Exercise aim: Copy the lines below as they are; omit the images they contain.
----------------
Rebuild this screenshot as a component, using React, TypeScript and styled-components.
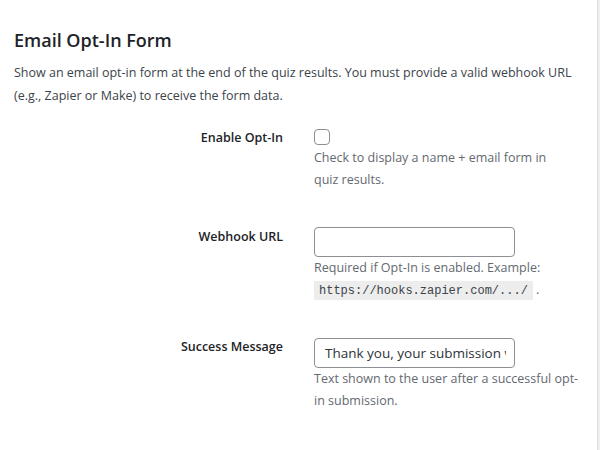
import React from "react";
import styled, { createGlobalStyle } from "styled-components";

const Global = createGlobalStyle`
  html, body { margin: 0; padding: 0; background: #f0f0f1; }
  body { font-family: "Open Sans", "Noto Sans", sans-serif; }
`;

const Panel = styled.div`
  box-sizing: border-box;
  width: 598px;
  height: 450px;
  background: #ffffff;
  border-right: 1px solid #dcdcde;
  padding: 29px 0 0 14px;
`;

const Title = styled.h2`
  margin: 0;
  font-size: 18px;
  line-height: 22px;
  font-weight: 600;
  color: #1d2327;
`;

const Intro = styled.p`
  margin: 10px 0 0;
  width: 572px;
  font-size: 12.5px;
  line-height: 23px;
  color: #3c434a;
`;

const Form = styled.div`
  display: flex;
  flex-direction: column;
  gap: 36px;
  margin-top: 22px;
`;

const Row = styled.div`
  display: grid;
  grid-template-columns: 269px 280px;
  column-gap: 31px;
  align-items: start;
`;

const Label = styled.label<{ $top: number }>`
  text-align: right;
  font-size: 12.5px;
  font-weight: 600;
  line-height: 18px;
  color: #1d2327;
  padding-top: ${(p) => p.$top}px;
`;

const Field = styled.div`
  display: flex;
  flex-direction: column;
  align-items: flex-start;
`;

const Checkbox = styled.span`
  box-sizing: border-box;
  display: block;
  width: 16px;
  height: 16px;
  border: 1px solid #8c8f94;
  border-radius: 4px;
  background: #fff;
  margin-bottom: 2px;
`;

const Input = styled.input`
  box-sizing: border-box;
  width: 201px;
  height: 30px;
  border: 1px solid #8c8f94;
  border-radius: 4px;
  padding: 0 8px 0 10px;
  font-family: "Open Sans", "Noto Sans", sans-serif;
  font-size: 13.5px;
  color: #2c3338;
  background: #fff;
  outline: none;
`;

const Desc = styled.p<{ $w?: number }>`
  margin: 0;
  max-width: ${(p) => (p.$w ? `${p.$w}px` : "none")};
  font-size: 12.5px;
  line-height: 22px;
  color: #646970;
`;

const Code = styled.code`
  font-family: "Liberation Mono", "DejaVu Sans Mono", monospace;
  font-size: 12px;
  background: #ededed;
  color: #3c434a;
  padding: 3px 5px 2px;
`;

export default function App() {
  return (
    <>
      <Global />
      <Panel>
        <Title>Email Opt-In Form</Title>
        <Intro>
          Show an email opt-in form at the end of the quiz results. You must provide a valid webhook URL (e.g., Zapier or Make) to receive the form data.
        </Intro>
        <Form>
          <Row>
            <Label $top={0}>Enable Opt-In</Label>
            <Field>
              <Checkbox />
              <Desc $w={240}>Check to display a name + email form in quiz results.</Desc>
            </Field>
          </Row>
          <Row>
            <Label $top={1}>Webhook URL</Label>
            <Field>
              <Input type="text" defaultValue="" />
              <Desc $w={240}>
                Required if Opt-In is enabled. Example: <Code>https://hooks.zapier.com/.../</Code> .
              </Desc>
            </Field>
          </Row>
          <Row>
            <Label $top={0}>Success Message</Label>
            <Field>
              <Input type="text" defaultValue="Thank you, your submission was received!" />
              <Desc $w={272}>Text shown to the user after a successful opt-in submission.</Desc>
            </Field>
          </Row>
        </Form>
      </Panel>
    </>
  );
}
----------------
Task solution:
Rebuild this screenshot as a component, using React, TypeScript and styled-components.
import React from "react";
import styled, { createGlobalStyle } from "styled-components";

const Global = createGlobalStyle`
  html, body { margin: 0; padding: 0; background: #f0f0f1; }
  body { font-family: "Open Sans", "Noto Sans", sans-serif; }
`;

const Panel = styled.div`
  box-sizing: border-box;
  width: 598px;
  height: 450px;
  background: #ffffff;
  border-right: 1px solid #dcdcde;
  padding: 29px 0 0 14px;
`;

const Title = styled.h2`
  margin: 0;
  font-size: 18px;
  line-height: 22px;
  font-weight: 600;
  color: #1d2327;
`;

const Intro = styled.p`
  margin: 10px 0 0;
  width: 572px;
  font-size: 12.5px;
  line-height: 23px;
  color: #3c434a;
`;

const Form = styled.div`
  display: flex;
  flex-direction: column;
  gap: 36px;
  margin-top: 22px;
`;

const Row = styled.div`
  display: grid;
  grid-template-columns: 269px 280px;
  column-gap: 31px;
  align-items: start;
`;

const Label = styled.label<{ $top: number }>`
  text-align: right;
  font-size: 12.5px;
  font-weight: 600;
  line-height: 18px;
  color: #1d2327;
  padding-top: ${(p) => p.$top}px;
`;

const Field = styled.div`
  display: flex;
  flex-direction: column;
  align-items: flex-start;
`;

const Checkbox = styled.span`
  box-sizing: border-box;
  display: block;
  width: 16px;
  height: 16px;
  border: 1px solid #8c8f94;
  border-radius: 4px;
  background: #fff;
  margin-bottom: 2px;
`;

const Input = styled.input`
  box-sizing: border-box;
  width: 201px;
  height: 30px;
  border: 1px solid #8c8f94;
  border-radius: 4px;
  padding: 0 8px 0 10px;
  font-family: "Open Sans", "Noto Sans", sans-serif;
  font-size: 13.5px;
  color: #2c3338;
  background: #fff;
  outline: none;
`;

const Desc = styled.p<{ $w?: number }>`
  margin: 0;
  max-width: ${(p) => (p.$w ? `${p.$w}px` : "none")};
  font-size: 12.5px;
  line-height: 22px;
  color: #646970;
`;

const Code = styled.code`
  font-family: "Liberation Mono", "DejaVu Sans Mono", monospace;
  font-size: 12px;
  background: #ededed;
  color: #3c434a;
  padding: 3px 5px 2px;
`;

export default function App() {
  return (
    <>
      <Global />
      <Panel>
        <Title>Email Opt-In Form</Title>
        <Intro>
          Show an email opt-in form at the end of the quiz results. You must provide a valid webhook URL (e.g., Zapier or Make) to receive the form data.
        </Intro>
        <Form>
          <Row>
            <Label $top={0}>Enable Opt-In</Label>
            <Field>
              <Checkbox />
              <Desc $w={240}>Check to display a name + email form in quiz results.</Desc>
            </Field>
          </Row>
          <Row>
            <Label $top={1}>Webhook URL</Label>
            <Field>
              <Input type="text" defaultValue="" />
              <Desc $w={240}>
                Required if Opt-In is enabled. Example: <Code>https://hooks.zapier.com/.../</Code> .
              </Desc>
            </Field>
          </Row>
          <Row>
            <Label $top={0}>Success Message</Label>
            <Field>
              <Input type="text" defaultValue="Thank you, your submission was received!" />
              <Desc $w={272}>Text shown to the user after a successful opt-in submission.</Desc>
            </Field>
          </Row>
        </Form>
      </Panel>
    </>
  );
}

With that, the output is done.